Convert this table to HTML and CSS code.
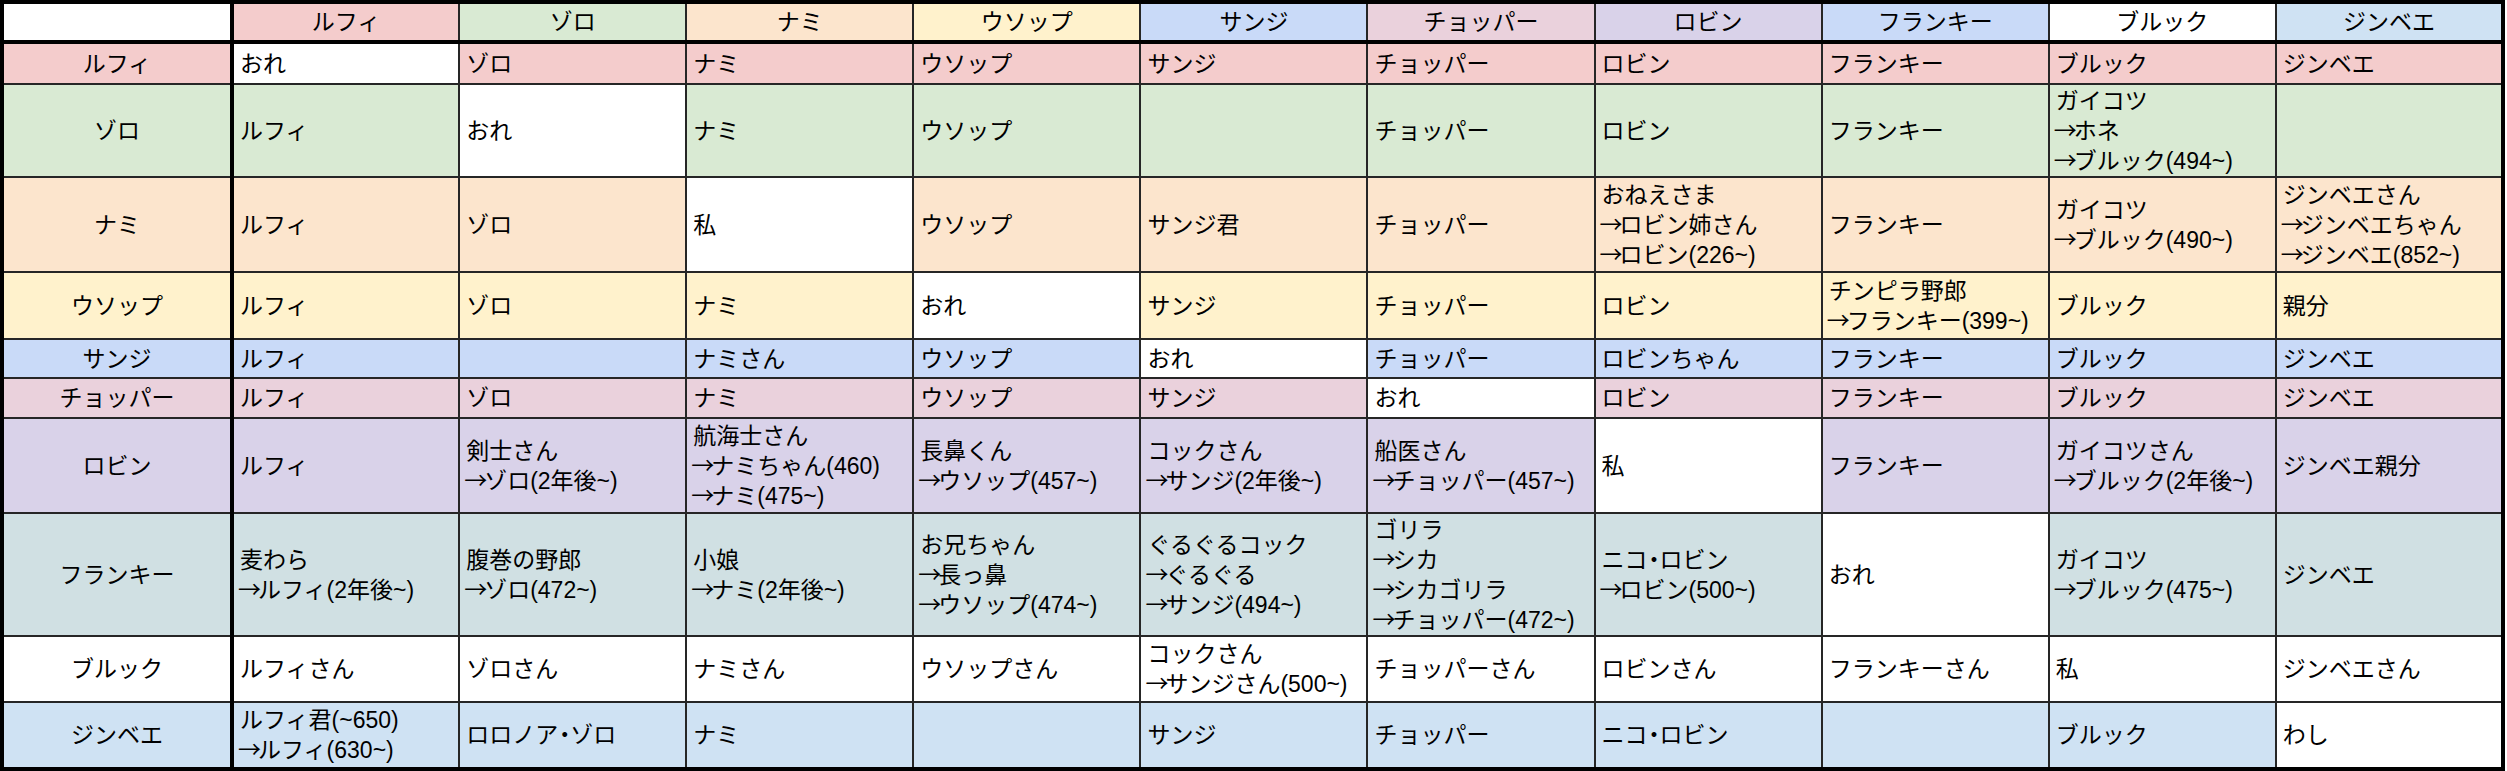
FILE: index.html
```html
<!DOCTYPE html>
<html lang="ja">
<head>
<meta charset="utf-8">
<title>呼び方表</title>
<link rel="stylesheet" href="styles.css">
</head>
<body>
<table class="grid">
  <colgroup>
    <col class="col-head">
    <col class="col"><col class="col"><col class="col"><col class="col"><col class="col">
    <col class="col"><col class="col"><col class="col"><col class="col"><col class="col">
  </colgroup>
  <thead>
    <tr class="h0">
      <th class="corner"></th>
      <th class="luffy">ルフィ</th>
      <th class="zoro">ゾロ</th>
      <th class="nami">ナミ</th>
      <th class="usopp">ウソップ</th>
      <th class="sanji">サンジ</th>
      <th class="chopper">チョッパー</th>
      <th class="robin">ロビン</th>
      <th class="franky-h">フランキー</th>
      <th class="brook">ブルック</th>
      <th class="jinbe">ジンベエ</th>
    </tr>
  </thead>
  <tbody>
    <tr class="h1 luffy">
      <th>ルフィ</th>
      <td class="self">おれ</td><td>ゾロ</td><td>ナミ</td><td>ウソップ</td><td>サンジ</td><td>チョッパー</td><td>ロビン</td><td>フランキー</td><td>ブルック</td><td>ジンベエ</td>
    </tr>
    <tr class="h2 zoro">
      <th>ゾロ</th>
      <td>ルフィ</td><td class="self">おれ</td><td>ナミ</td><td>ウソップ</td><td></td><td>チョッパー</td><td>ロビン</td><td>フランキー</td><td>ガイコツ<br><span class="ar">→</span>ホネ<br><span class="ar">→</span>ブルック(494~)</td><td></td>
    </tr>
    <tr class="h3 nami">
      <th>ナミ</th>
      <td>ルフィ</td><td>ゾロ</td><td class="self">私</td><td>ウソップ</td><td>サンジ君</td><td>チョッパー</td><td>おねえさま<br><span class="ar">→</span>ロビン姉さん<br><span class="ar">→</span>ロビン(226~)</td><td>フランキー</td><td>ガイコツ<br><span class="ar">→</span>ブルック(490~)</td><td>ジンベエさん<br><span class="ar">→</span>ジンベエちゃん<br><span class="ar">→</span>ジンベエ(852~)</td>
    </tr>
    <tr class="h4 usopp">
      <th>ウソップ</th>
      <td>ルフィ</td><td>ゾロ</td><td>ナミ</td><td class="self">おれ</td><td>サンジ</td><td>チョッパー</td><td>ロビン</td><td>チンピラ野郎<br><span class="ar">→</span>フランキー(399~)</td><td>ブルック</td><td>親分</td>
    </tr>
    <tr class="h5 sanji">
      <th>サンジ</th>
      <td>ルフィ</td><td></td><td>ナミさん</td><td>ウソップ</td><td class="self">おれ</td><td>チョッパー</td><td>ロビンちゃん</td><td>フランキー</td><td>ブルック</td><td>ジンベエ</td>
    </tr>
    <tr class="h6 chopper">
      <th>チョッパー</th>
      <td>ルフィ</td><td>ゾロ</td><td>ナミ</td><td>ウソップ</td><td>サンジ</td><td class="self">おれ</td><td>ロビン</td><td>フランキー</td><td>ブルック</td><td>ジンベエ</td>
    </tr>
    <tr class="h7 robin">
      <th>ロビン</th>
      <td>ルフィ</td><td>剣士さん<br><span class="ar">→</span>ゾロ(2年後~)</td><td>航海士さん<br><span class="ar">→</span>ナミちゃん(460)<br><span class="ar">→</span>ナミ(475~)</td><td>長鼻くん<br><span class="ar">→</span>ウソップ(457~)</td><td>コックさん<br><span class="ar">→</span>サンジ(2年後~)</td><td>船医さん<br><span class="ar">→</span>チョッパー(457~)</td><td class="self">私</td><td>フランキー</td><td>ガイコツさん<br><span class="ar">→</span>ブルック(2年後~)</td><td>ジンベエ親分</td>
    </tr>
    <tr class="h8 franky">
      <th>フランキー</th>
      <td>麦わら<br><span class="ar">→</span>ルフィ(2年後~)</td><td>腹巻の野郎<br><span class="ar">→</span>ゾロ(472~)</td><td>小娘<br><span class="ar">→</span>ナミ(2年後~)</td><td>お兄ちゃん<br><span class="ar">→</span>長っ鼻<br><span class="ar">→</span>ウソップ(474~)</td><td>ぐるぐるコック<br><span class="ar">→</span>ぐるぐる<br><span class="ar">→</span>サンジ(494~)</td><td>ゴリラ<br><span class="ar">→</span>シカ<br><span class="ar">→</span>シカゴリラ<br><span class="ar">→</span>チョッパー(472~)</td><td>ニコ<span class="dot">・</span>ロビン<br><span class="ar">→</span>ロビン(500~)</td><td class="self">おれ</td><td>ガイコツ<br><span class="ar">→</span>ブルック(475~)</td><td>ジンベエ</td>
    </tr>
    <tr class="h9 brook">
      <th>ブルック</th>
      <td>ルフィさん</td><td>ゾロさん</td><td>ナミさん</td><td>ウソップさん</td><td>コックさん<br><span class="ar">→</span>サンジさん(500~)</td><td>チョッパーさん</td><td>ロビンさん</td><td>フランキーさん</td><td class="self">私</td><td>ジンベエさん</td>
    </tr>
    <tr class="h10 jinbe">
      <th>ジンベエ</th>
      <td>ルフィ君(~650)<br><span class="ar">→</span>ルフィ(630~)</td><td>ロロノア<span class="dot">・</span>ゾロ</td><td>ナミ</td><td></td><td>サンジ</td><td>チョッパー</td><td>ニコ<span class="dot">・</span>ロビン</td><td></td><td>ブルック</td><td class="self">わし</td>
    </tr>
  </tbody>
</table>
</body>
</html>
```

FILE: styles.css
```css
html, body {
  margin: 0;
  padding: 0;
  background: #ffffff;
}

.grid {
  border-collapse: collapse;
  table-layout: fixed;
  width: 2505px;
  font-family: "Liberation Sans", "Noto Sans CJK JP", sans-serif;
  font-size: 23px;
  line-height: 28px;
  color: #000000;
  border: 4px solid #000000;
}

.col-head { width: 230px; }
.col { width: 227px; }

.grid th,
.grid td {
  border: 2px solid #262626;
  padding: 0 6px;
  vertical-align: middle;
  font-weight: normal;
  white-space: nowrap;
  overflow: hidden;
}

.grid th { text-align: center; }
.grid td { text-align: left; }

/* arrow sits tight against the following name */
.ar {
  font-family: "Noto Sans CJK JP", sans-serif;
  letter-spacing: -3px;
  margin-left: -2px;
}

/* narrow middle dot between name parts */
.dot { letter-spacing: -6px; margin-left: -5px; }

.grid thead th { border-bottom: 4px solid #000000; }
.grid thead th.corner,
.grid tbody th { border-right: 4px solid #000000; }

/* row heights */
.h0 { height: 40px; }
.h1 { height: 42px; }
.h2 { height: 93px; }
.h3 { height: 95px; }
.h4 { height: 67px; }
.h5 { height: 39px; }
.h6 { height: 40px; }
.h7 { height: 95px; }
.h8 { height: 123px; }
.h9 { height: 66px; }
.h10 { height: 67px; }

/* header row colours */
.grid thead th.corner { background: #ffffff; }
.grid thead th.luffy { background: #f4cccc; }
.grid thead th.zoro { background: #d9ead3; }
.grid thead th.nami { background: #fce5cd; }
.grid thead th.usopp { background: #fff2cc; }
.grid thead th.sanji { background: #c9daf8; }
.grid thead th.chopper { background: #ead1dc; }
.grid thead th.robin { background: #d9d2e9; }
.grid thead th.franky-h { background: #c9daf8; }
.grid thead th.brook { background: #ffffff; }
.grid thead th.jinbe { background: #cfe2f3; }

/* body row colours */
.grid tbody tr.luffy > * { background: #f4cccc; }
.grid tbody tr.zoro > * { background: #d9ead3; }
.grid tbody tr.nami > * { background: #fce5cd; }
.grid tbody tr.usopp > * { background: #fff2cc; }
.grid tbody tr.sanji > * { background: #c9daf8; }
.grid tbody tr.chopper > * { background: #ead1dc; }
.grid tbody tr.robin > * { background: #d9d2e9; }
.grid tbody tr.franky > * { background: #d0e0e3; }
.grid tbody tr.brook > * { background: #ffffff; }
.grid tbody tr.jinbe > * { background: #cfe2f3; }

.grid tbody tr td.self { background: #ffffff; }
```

------------------------------------

**TASK INSTRUCTIONS**. List each line in the listing that contains the string "table".

**THE ANSWER**.
Convert this table to HTML and CSS code.
<table class="grid">
</table>
  table-layout: fixed;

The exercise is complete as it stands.